ID            	NAME                	STATE  	REGION	IMAGE                                                 	IP ADDRESS                      	VOLUME	CREATED             	LAST UPDATED        	APP PLATFORM	PROCESS GROUP	SIZE
32874549f5dee8	wandering-grass-708 	started	lax   	cloak-and-dagger:deployment-01H5ZKRG9C56546165M7ZQWG0M	fdaa:0:d0ec:a7b:f8:5545:c39b:2  	      	2023-07-13T03:44:07Z	2023-07-23T17:18:59Z	v2          	worker       	shared-cpu-1x:2048MB
e78496ef455083	restless-cherry-3717	started	lax   	cloak-and-dagger:deployment-01H5ZKRG9C56546165M7ZQWG0M	fdaa:0:d0ec:a7b:c0da:d29f:6f4e:2	      	2023-07-13T03:12:31Z	2023-07-23T17:19:07Z	v2          	web          	shared-cpu-1x:512MB

So It appears I have a zombie machine that keeps trying to run my app and which is running out of memory. I cannot stop the machine 2c15f24d:

~/w/m/cloak_and_dagger main• ❱ fly machines stop 2c15f24d
Sending kill signal to machine 2c15f24d...
Error: could not stop machine 2c15f24d: failed to stop VM 2c15f24d: invalid machine ID, '2c15f24d'

I upgraded to appsv2 a few weeks ago and this may have something to do with it. Is this perhaps an old VM running appsv1? I don’t know. I tried to kill the machine using fly vm stop:

~/w/m/cloak_and_dagger main• [1] fly vm stop 2c15f24d
VM 2c15f24d is being stopped

And while it seemed promising it doesn’t look like anything is happening. I can still type fly logs -i 2c15f24d and it shows me logs for this zombie machine.

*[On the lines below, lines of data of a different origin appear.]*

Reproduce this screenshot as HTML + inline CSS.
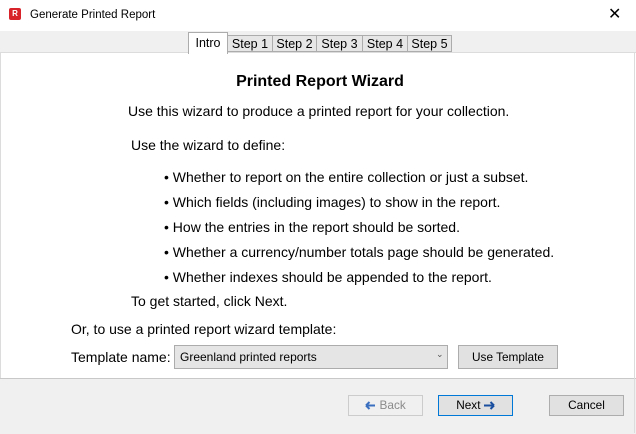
<!DOCTYPE html><html><head><style>
body{margin:0;width:636px;height:433px;background:#fff;font-family:"Liberation Sans",sans-serif;font-size:14px;color:#000;position:relative;overflow:hidden}
.a{position:absolute;white-space:nowrap}
.tab{position:absolute;top:35px;height:17px;border:1px solid #acacac;background:#e6e6e6;text-align:center;line-height:17px;font-size:12.5px;box-sizing:border-box}
.btn{position:absolute;box-sizing:border-box;border:1px solid #adadad;background:#e1e1e1;text-align:center;font-size:11.8px}
</style></head><body>
<div class="a" style="left:0;top:0;width:636px;height:31px;background:#fff"></div>
<div class="a" style="left:9px;top:8px;width:12px;height:12px;background:#d8232a;border-radius:2px;color:#fff;font-size:8px;font-weight:bold;text-align:center;line-height:12px">R</div>
<div class="a" style="left:30px;top:9px;font-size:11.5px">Generate Printed Report</div>
<div class="a" style="left:608px;top:4px;font-size:16px">✕</div>
<div class="a" style="left:0;top:31px;width:636px;height:22px;background:#f0f0f0"></div>
<div class="a" style="left:0;top:52px;width:636px;height:1px;background:#dcdcdc"></div>
<div class="tab" style="left:227px;width:46px">Step 1</div>
<div class="tab" style="left:272px;width:45px">Step 2</div>
<div class="tab" style="left:316px;width:47px">Step 3</div>
<div class="tab" style="left:362px;width:46px">Step 4</div>
<div class="tab" style="left:407px;width:45px">Step 5</div>
<div class="tab" style="left:188px;top:32px;height:22px;width:40px;background:#fff;border-bottom:none;line-height:21px">Intro</div>
<div class="a" style="left:0;top:53px;width:1px;height:325px;background:#dcdcdc"></div>
<div class="a" style="left:634px;top:53px;width:1px;height:325px;background:#dcdcdc"></div>
<div class="a" style="left:0;top:73px;width:640px;text-align:center;font-weight:bold;font-size:16px">Printed Report Wizard</div>
<div class="a" style="left:128px;top:103px">Use this wizard to produce a printed report for your collection.</div>
<div class="a" style="left:131px;top:137px">Use the wizard to define:</div>
<div class="a" style="left:164px;top:169px">• Whether to report on the entire collection or just a subset.</div>
<div class="a" style="left:164px;top:194px">• Which fields (including images) to show in the report.</div>
<div class="a" style="left:164px;top:219px">• How the entries in the report should be sorted.</div>
<div class="a" style="left:164px;top:244px">• Whether a currency/number totals page should be generated.</div>
<div class="a" style="left:164px;top:269px">• Whether indexes should be appended to the report.</div>
<div class="a" style="left:131px;top:293px">To get started, click Next.</div>
<div class="a" style="left:71px;top:321px">Or, to use a printed report wizard template:</div>
<div class="a" style="left:71px;top:349px">Template name:</div>
<div class="a" style="left:174px;top:345px;width:274px;height:24px;box-sizing:border-box;border:1px solid #acacac;background:#e5e5e5"></div>
<div class="a" style="left:180px;top:350px;font-size:12px">Greenland printed reports</div>
<div class="a" style="left:436px;top:349px;font-size:9px;color:#555">⌄</div>
<div class="btn" style="left:458px;top:345px;width:100px;height:24px;line-height:22px">Use Template</div>
<div class="a" style="left:0;top:378px;width:636px;height:55px;background:#f0f0f0;border-top:1px solid #c8c8c8"></div>
<div class="a" style="left:634px;top:378px;width:1px;height:55px;background:#dcdcdc"></div>
<div class="btn" style="left:348px;top:395px;width:75px;height:21px;line-height:19px;background:#f0f0f0;border-color:#cccccc;color:#8a8a8a"><svg width="11" height="9" viewBox="0 0 11 9" style="vertical-align:-1px"><path d="M1 4.5H10M1 4.5L4.5 1M1 4.5L4.5 8" stroke="#3a6fc0" stroke-width="2" fill="none"/></svg> Back</div>
<div class="btn" style="left:438px;top:395px;width:75px;height:21px;line-height:19px;border:1px solid #0078d7">Next <svg width="11" height="9" viewBox="0 0 11 9" style="vertical-align:-1px"><path d="M0 4.5H9M10 4.5L6.5 1M10 4.5L6.5 8" stroke="#1a4fa0" stroke-width="2" fill="none"/></svg></div>
<div class="btn" style="left:549px;top:395px;width:75px;height:21px;line-height:19px">Cancel</div>
</body></html>
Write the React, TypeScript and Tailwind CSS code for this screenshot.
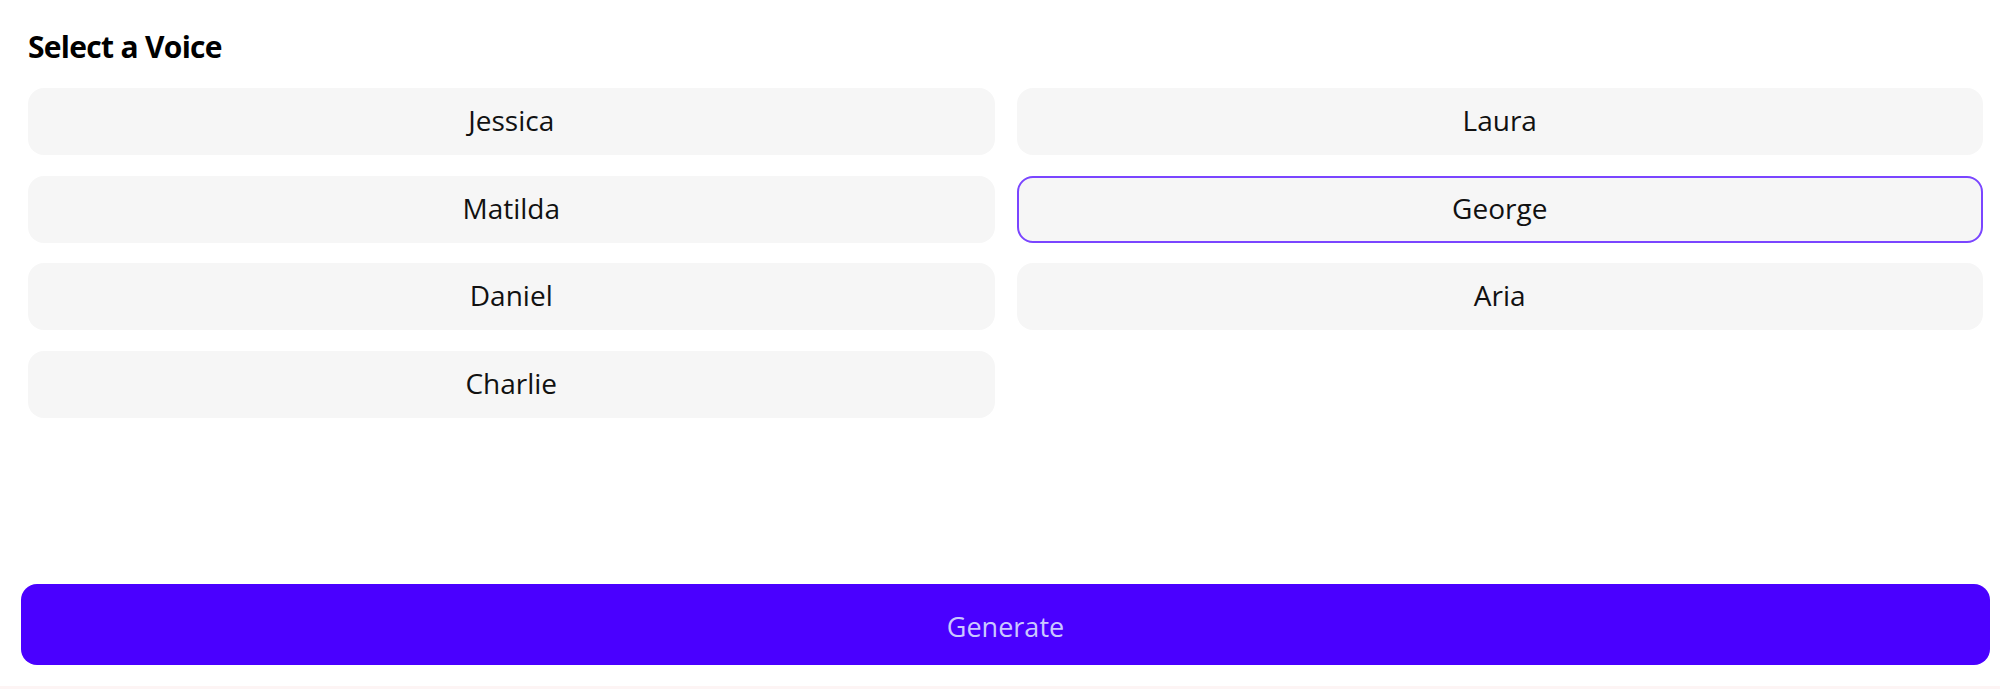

To make matters worse, as I composed this topic, the issue happened again. But now with a new machine id: a1992ae1. So it appears as though new zombie instances can come and go and I have no way to stop them.

Anyone know how I can fix this? It is polluting my logs and I have no way to control it.

Update. I occasionally get emails from fly.io that say a process was killed due to OOM. None of my two fly machines have any OOM, so it appears I’m getting notified from the “zombie” machine. Interesting, the proposed remedy in the email is:

When you’re ready, add more RAM by running:

fly scale vm shared-cpu-0x --memory 1024 -a cloak-and-dagger

This command fails with:

Error: 'shared-cpu-0x' is an invalid machine size, choose one of: [shared-cpu-1x shared-cpu-2x shared-cpu-4x shared-cpu-8x]

Hi @jmuncaster, as you suspected, that was a Nomad VM ID. There was a Nomad job that kept trying to get an allocation up, left over after V1->V2 migration. We’ve removed that job and hopefully it should all behave now.

shared-cpu-0x is a bug in the logic that generates the OOM suggestion text! You shouldn’t hit that again, I think. But let us know if you do.

Thank you for the reply @catflydotio! Glad to get the issue resolved and help locate/fix the minor bug.

This topic was automatically closed 7 days after the last reply. New replies are no longer allowed.